After a Horseshoe lawyer was notified Tuesday afternoon that the contest might be considered a lottery, the property removed the contest offer from its Internet site, binions.com.

Early Tuesday, the Web site was offering two separate packages to people interested in paying to watch on computer the final table of the tournament's championship event, slated for May 23.

One option offered a live webcast of the final table action for $29.95. The second option offered the same live webcast plus a chance to win a seat at the $10,000-entry championship event along with lodging at Binion's and limo transportation, for $49.95.

The extra $20, in effect, was the cost of entering the contest for a poker tournament seat.

The Web site said a winner would be announced May 12, but it has been changed to eliminate entirely the drawing option, leaving only webcast info.

"It raises the legal issue of whether the contest is a lottery," Gaming Control Board Chairman Dennis Neilander said Wednesday. "We're going to take a look at it. It is officially under investigation."

Neilander noted that Binion's had received guidance from a lawyer, and that the control board's lawyers wanted to discuss the contest with the Horseshoe's counsel.

"We need to give them a chance to explain," he said.

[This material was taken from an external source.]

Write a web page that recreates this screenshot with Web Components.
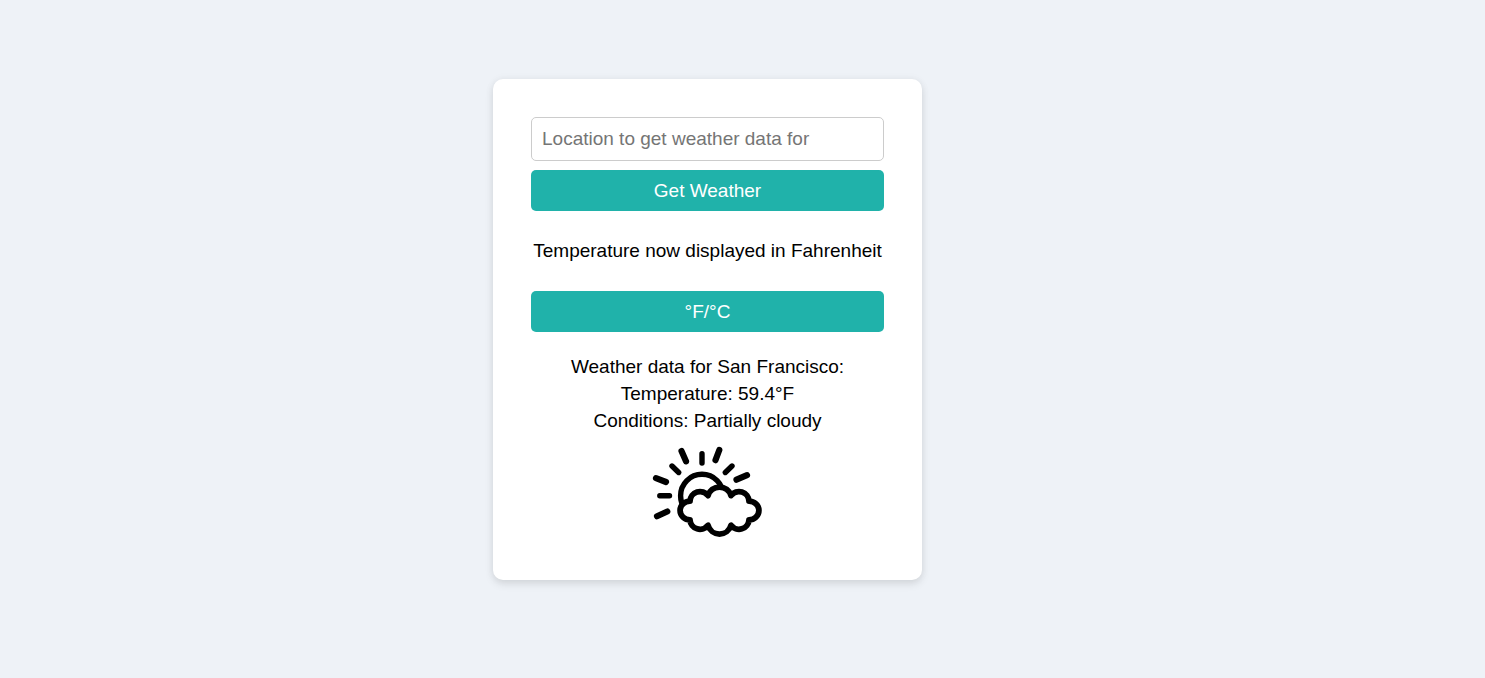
<!DOCTYPE html>
<html lang="en">
<head>
<meta charset="utf-8">
<meta name="viewport" content="width=device-width, initial-scale=1">
<title>Weather</title>
<style>
  body { margin: 0; background: #eef2f7; font: 19px/27px Arial, "Liberation Sans", sans-serif; color: #000; }
</style>
</head>
<body>
<weather-app></weather-app>

<script>
const define = (name, html) => {
  const template = document.createElement('template');
  template.innerHTML = html;
  customElements.define(name, class extends HTMLElement {
    constructor() {
      super();
      this.attachShadow({ mode: 'open' }).append(template.content.cloneNode(true));
    }
  });
};

define('weather-card', `
  <style>
    :host { display: block; box-sizing: border-box; width: 100%; max-width: 429px; padding: 38px;
      background: #fff; border-radius: 10px; box-shadow: 0 4px 8px rgba(0, 0, 0, .1), 0 0 8px rgba(0, 0, 0, .05); }
  </style>
  <slot></slot>`);

define('action-button', `
  <style>
    :host { display: block; }
    button { display: block; width: 100%; padding: 7px 10px; border: 0; border-radius: 5px;
      background: #20b2aa; color: #fff; font: inherit; cursor: pointer; }
    button:hover { background: #1c9c95; }
  </style>
  <button type="button"><slot></slot></button>`);

define('location-field', `
  <style>
    :host { display: block; }
    input { display: block; box-sizing: border-box; width: 100%; height: 44px; padding: 10px;
      border: 1px solid #ccc; border-radius: 5px; background: #fff; font: inherit; color: #000; }
    input::placeholder { color: #757575; }
  </style>
  <input type="text" aria-label="Location" placeholder="Location to get weather data for">`);

define('partly-cloudy-icon', `
  <style>
    :host { display: block; }
    svg { display: block; width: 110px; height: 90px; margin: 0 auto; overflow: visible; }
  </style>
  <svg viewBox="0 0 110 90" fill="none" stroke="#000" stroke-width="5.4" stroke-linecap="round" role="img" aria-label="Partially cloudy">
    <path d="M49 6.8V16M19 19L25.7 25.5M79 19L72.3 25.5M6.8 48.7H16.5"/>
    <path stroke-width="6.2" d="M28.5 4L33 14.3M66.3 3L62.5 13.2M3 31.2L13 35M94 28.2L83.5 32.7M4 69.2L14.3 64.5"/>
    <circle cx="49" cy="48.7" r="21.4"/>
    <path fill="#fff" stroke-width="5.8" stroke-linejoin="round" d="M37 54.2A10 10 0 0 1 55 48.6A12 12 0 0 1 78 48.6A10 10 0 0 1 96 54.2A9.9 9.3 0 0 1 96 72.8A10 10 0 0 1 78 78.2A11.9 11.9 0 0 1 55 78.2A10 10 0 0 1 37 72.8A9.9 9.3 0 0 1 37 54.2Z"/>
  </svg>`);

define('weather-report', `
  <style>
    :host { display: block; text-align: center; }
    p { margin: 0; }
    partly-cloudy-icon { margin: 13px 0 5px; }
  </style>
  <p><slot name="place"></slot></p>
  <p><slot name="temperature"></slot></p>
  <p><slot name="conditions"></slot></p>
  <partly-cloudy-icon></partly-cloudy-icon>`);

define('weather-app', `
  <style>
    :host { display: flex; justify-content: center; align-items: center; box-sizing: border-box;
      min-height: 100vh; padding: 0 70px 19px 0; }
    .status { margin: 26px 0 27px; text-align: center; }
    location-field { margin-bottom: 9px; }
    weather-report { margin-top: 21px; }
    @media (max-width: 560px) { :host { padding: 16px; } }
  </style>
  <weather-card>
    <location-field></location-field>
    <action-button>Get Weather</action-button>
    <p class="status" role="status">Temperature now displayed in Fahrenheit</p>
    <action-button>°F/°C</action-button>
    <weather-report>
      <span slot="place">Weather data for San Francisco:</span>
      <span slot="temperature">Temperature: 59.4°F</span>
      <span slot="conditions">Conditions: Partially cloudy</span>
    </weather-report>
  </weather-card>`);
</script>
</body>
</html>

Binion's Horseshoe owner Becky Binion Behnen, husband and marketing executive Nick Behnen and son and property executive Benny Behnen didn't return Wednesday phone messages.

Lionel, Sawyer & Collins lawyer Greg Gemingani said he advised the property on protecting the poker tournament's intellectual property rights. His advice didn't address the contest for the $10,000 World Series seat.

Steve DuCharme, Neilander's immediate predecessor as control board chairman and now a gaming regulatory consultant, said the panel referred a number of promotional contests to the attorney general's office for review when he served on the three-member panel.

"They included contests from major companies like McDonalds," DuCharme said. "The (attorney general's office) then considered the contest in light of the Nevada Supreme Court's definition of a lottery."